Obviously the situation in Gaza is extremely challenging. The government has advised that DFAT is in direct contact with Australian families seeking to leave Gaza and Israel to provide updated advice on options to leave. We support the work of the US, Egypt and others to open the Rafah crossing. It's incredibly important that Australians with families in Israel or Gaza or territories that want to leave and need assistance with departure should register with DFAT or call the 24-hour consular emergency centre.

The government has noted that there have been a lot of spare seats on flights for two days in a row. I can understand that in the flexibility and uncertainty of the situation, but I urge those seeking to leave to take this opportunity. The situation remains fluid and challenging and so you don't know when that window of opportunity may close. Take the opportunity whilst it is there in a safe and secure way. It is really important.

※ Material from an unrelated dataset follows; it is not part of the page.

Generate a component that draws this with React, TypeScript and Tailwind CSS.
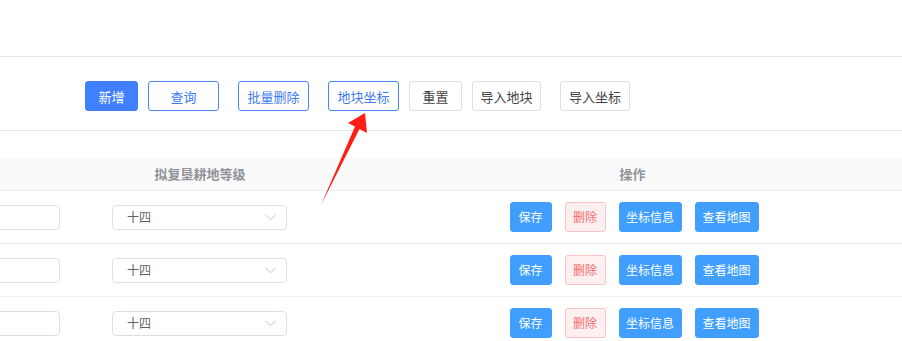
import React from "react";

const font = { fontFamily: '"Noto Sans CJK SC", "Liberation Sans", sans-serif' };

const rows = [1, 2, 3];

const ToolbarButton = ({
  label,
  kind,
  className = "",
}: {
  label: string;
  kind: "primary" | "outline" | "plain";
  className?: string;
}) => {
  const styles =
    kind === "primary"
      ? "bg-[#4080ff] border-[#4080ff] text-white"
      : kind === "outline"
      ? "bg-white border-[#4a86f7] text-[#3f7bf0]"
      : "bg-white border-[#dcdfe6] text-[#444444]";
  return (
    <button
      className={`h-[30px] rounded-[3px] border text-[13px] leading-none flex items-center justify-center shrink-0 ${styles} ${className}`}
    >
      {label}
    </button>
  );
};

const ActionButton = ({ label, danger, w }: { label: string; danger?: boolean; w: string }) => (
  <button
    className={`h-[30px] ${w} rounded-[3px] border text-[12px] leading-none flex items-center justify-center shrink-0 ${
      danger
        ? "bg-[#fef0f0] border-[#fbc4c4] text-[#f56c6c]"
        : "bg-[#409eff] border-[#409eff] text-white"
    }`}
  >
    {label}
  </button>
);

export default function App() {
  return (
    <div className="relative w-[902px] h-[341px] overflow-hidden bg-white" style={font}>
      {/* top bar */}
      <div className="h-[57px] border-b border-[#e4e4e4]" />

      {/* toolbar */}
      <div className="h-[74px] border-b border-[#e4e4e4] flex items-center pl-[85px] pt-[5px]">
        <ToolbarButton label="新增" kind="primary" className="w-[53px]" />
        <ToolbarButton label="查询" kind="outline" className="w-[71px] ml-[10px]" />
        <ToolbarButton label="批量删除" kind="outline" className="w-[71px] ml-[19px]" />
        <ToolbarButton label="地块坐标" kind="outline" className="w-[71px] ml-[19px]" />
        <ToolbarButton label="重置" kind="plain" className="w-[53px] ml-[10px]" />
        <ToolbarButton label="导入地块" kind="plain" className="w-[69px] ml-[10px]" />
        <ToolbarButton label="导入坐标" kind="plain" className="w-[70px] ml-[19px]" />
      </div>

      {/* table */}
      <div className="mt-[27px]">
        <div className="grid grid-cols-[100px_200px_63px_1fr] h-[33px] bg-[#fafafa] border-b border-[#ebeef5] text-[13px] font-bold text-[#909399]">
          <div />
          <div className="flex items-center justify-center">拟复垦耕地等级</div>
          <div />
          <div className="flex items-center justify-center">操作</div>
        </div>
        {rows.map((r) => (
          <div
            key={r}
            className="grid grid-cols-[100px_200px_63px_1fr] h-[53px] border-b border-[#ebeef5]"
          >
            <div className="flex items-center justify-end pr-[40px]">
              <div className="w-[120px] h-[25px] shrink-0 rounded-[4px] border border-[#dcdfe6] bg-white" />
            </div>
            <div className="flex items-center justify-center pr-[1px]">
              <div className="w-[175px] h-[25px] rounded-[4px] border border-[#dcdfe6] bg-white flex items-center pl-[14px] pr-[10px] text-[12px] text-[#606266]">
                <span className="flex-1">十四</span>
                <svg width="11" height="7" viewBox="0 0 11 7" fill="none">
                  <path d="M0.5 0.8 L5.5 5.8 L10.5 0.8" stroke="#c0c4cc" strokeWidth="1" />
                </svg>
              </div>
            </div>
            <div />
            <div className="flex items-center justify-center gap-[13px] pl-[3px]">
              <ActionButton label="保存" w="w-[42px]" />
              <ActionButton label="删除" danger w="w-[41px]" />
              <ActionButton label="坐标信息" w="w-[63px]" />
              <ActionButton label="查看地图" w="w-[64px]" />
            </div>
          </div>
        ))}
      </div>

      {/* annotation arrow */}
      <svg
        className="absolute left-0 top-0 pointer-events-none"
        width="902"
        height="341"
        viewBox="0 0 902 341"
      >
        <polygon
          points="365,113 367,133 359.5,129 321,205 355,126.5 348,123"
          fill="#ff1f14"
        />
      </svg>
    </div>
  );
}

Finally, I would like to thank again everyone who has written to me from Warringah expressing their deep concern in relation to the Israeli people and Palestinians caught in the conflict in Gaza. I echo their concerns. It's at these times that we must come together as a peaceful nation to provide other solutions to resolve these conflicts that do not involve such innocent lives being caught in the middle. But at all times terrorism activity must be called out, and the actions of Hamas are simply inexcusable.